While we are free to choose our actions, we are not free to choose the consequences of those actions.

Our behavior is governed by principles. Living in harmony with them brings positive consequences; violating them brings negative consequences. We are free to choose our response in any situation, but in doing so, we choose the attendant consequence. “When we pick up one end of the stick, we pick up the other.”

It is here that we find two ways to put ourselves in control of our lives immediately. We can make a promise—and keep it. Or we can set a goal—and work to achieve it.

The power to make and keep commitments to ourselves is the essence of developing the basic habits of effectiveness. Knowledge, skill, and desire are all within our control. We can work on any one to improve the balance of the three.

Knowing that we are responsible—“response-able”—is fundamental to effectiveness and to every other habit of effectiveness we will discuss.

 

HABIT 2: BEGIN WITH THE END IN MIND

To begin with the end in mind means to start with a clear understanding of your destination.

If the ladder is not leaning against the right wall, every step we take just gets us to the wrong place faster. We may be very busy, we may be very efficient, but we will also be truly effective only when we begin with the end in mind.  

When you begin with the end in mind, you gain a different perspective.

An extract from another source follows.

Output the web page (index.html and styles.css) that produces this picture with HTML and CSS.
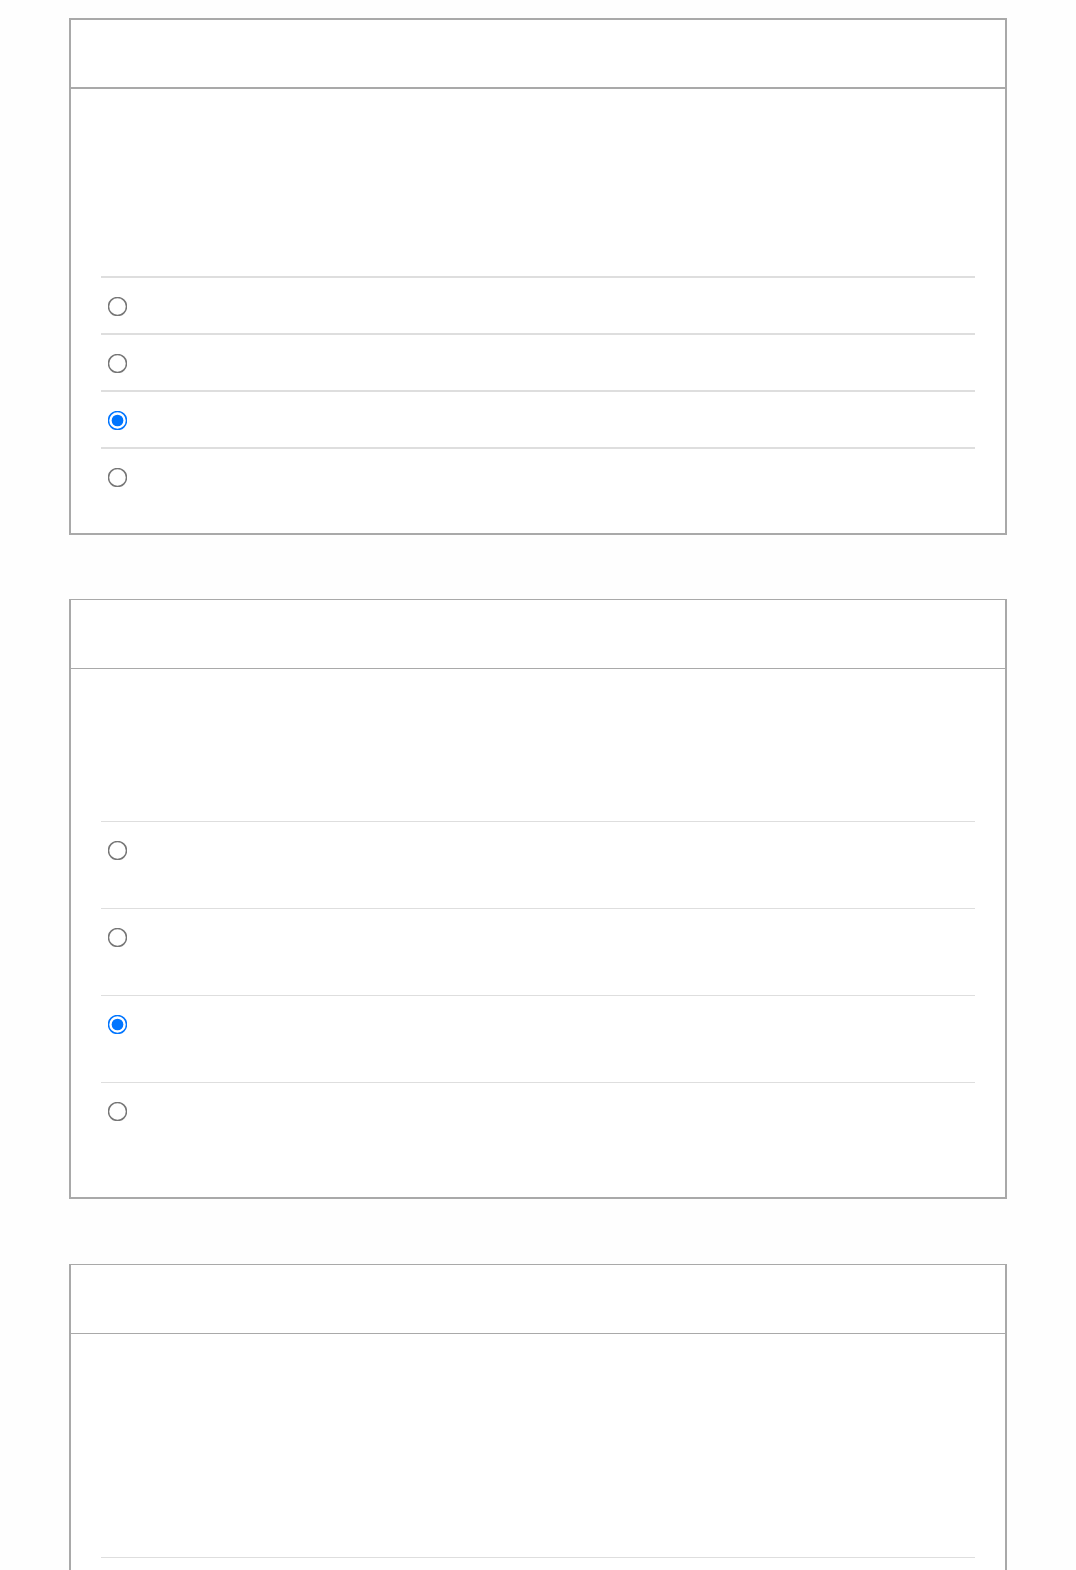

“Begin with the end in mind” is based on the principle that all things are created twice. There’s a mental or first creation, and a physical or second creation, to all things.

“Management is doing things right; leadership is doing the right things.”

 

Proactive powerful leadership must constantly monitor environmental change, particularly customer buying habits and motives, and provide the force necessary to organize resources in the right direction.

No management success can compensate for failure in leadership. But leadership is hard because we’re often caught in a management paradigm.

I’m convinced that too often parents are also trapped in the management paradigm, thinking of control, efficiency, and rules instead of direction, purpose, and family feeling.

And leadership is even more lacking in our personal lives. We’re into managing with efficiency, setting and achieving goals before we have even clarified our values.

Try to win the war, not the battle.

The most effective way I know to begin with the end in mind is to develop a personal mission statement or philosophy or creed. It focuses on what you want to be (character) and to do (contributions and achievements) and on the values or principles upon which being and doing are based.

People can’t live with change if there’s not a changeless core inside them. The key to the ability to change is a changeless sense of who you are, what you are about and what you value.

In the words of Abraham Maslow, “He that is good with a hammer tends to think everything is a nail.”

 

HABIT 3: PUT FIRST THINGS FIRST

Habit 1 says, “You’re the creator. You are in charge.” It’s based on the four unique human endowments of imagination, conscience, independent will, and, particularly, self-awareness. It empowers you to say, “That’s an unhealthy program I’ve been given from my childhood, from my social mirror. I don’t like that ineffective script. I can change.”

 

Habit 2 is the first or mental creation. It’s based on imagination—the ability to envision, to see the potential, to create with our minds what we cannot at present see with our eyes; and conscience—the ability to detect our own uniqueness and the personal, moral, and ethical guidelines within which we can most happily fulfill it. It’s the deep contact with our basic paradigms and values and the vision of what we can become.

 

Habit 3, then, is the second creation, the physical creation. It’s the fulfillment, the actualization, the natural emergence of Habits 1 and 2. It’s the exercise of independent will toward becoming principle-centered. It’s the day-in, day-out, moment-by-moment doing it.

 

Leadership is primarily a high-powered, right brain activity. It’s more of an art; it’s based on a philosophy. You have to ask the ultimate questions of life when you’re dealing with personal leadership issues.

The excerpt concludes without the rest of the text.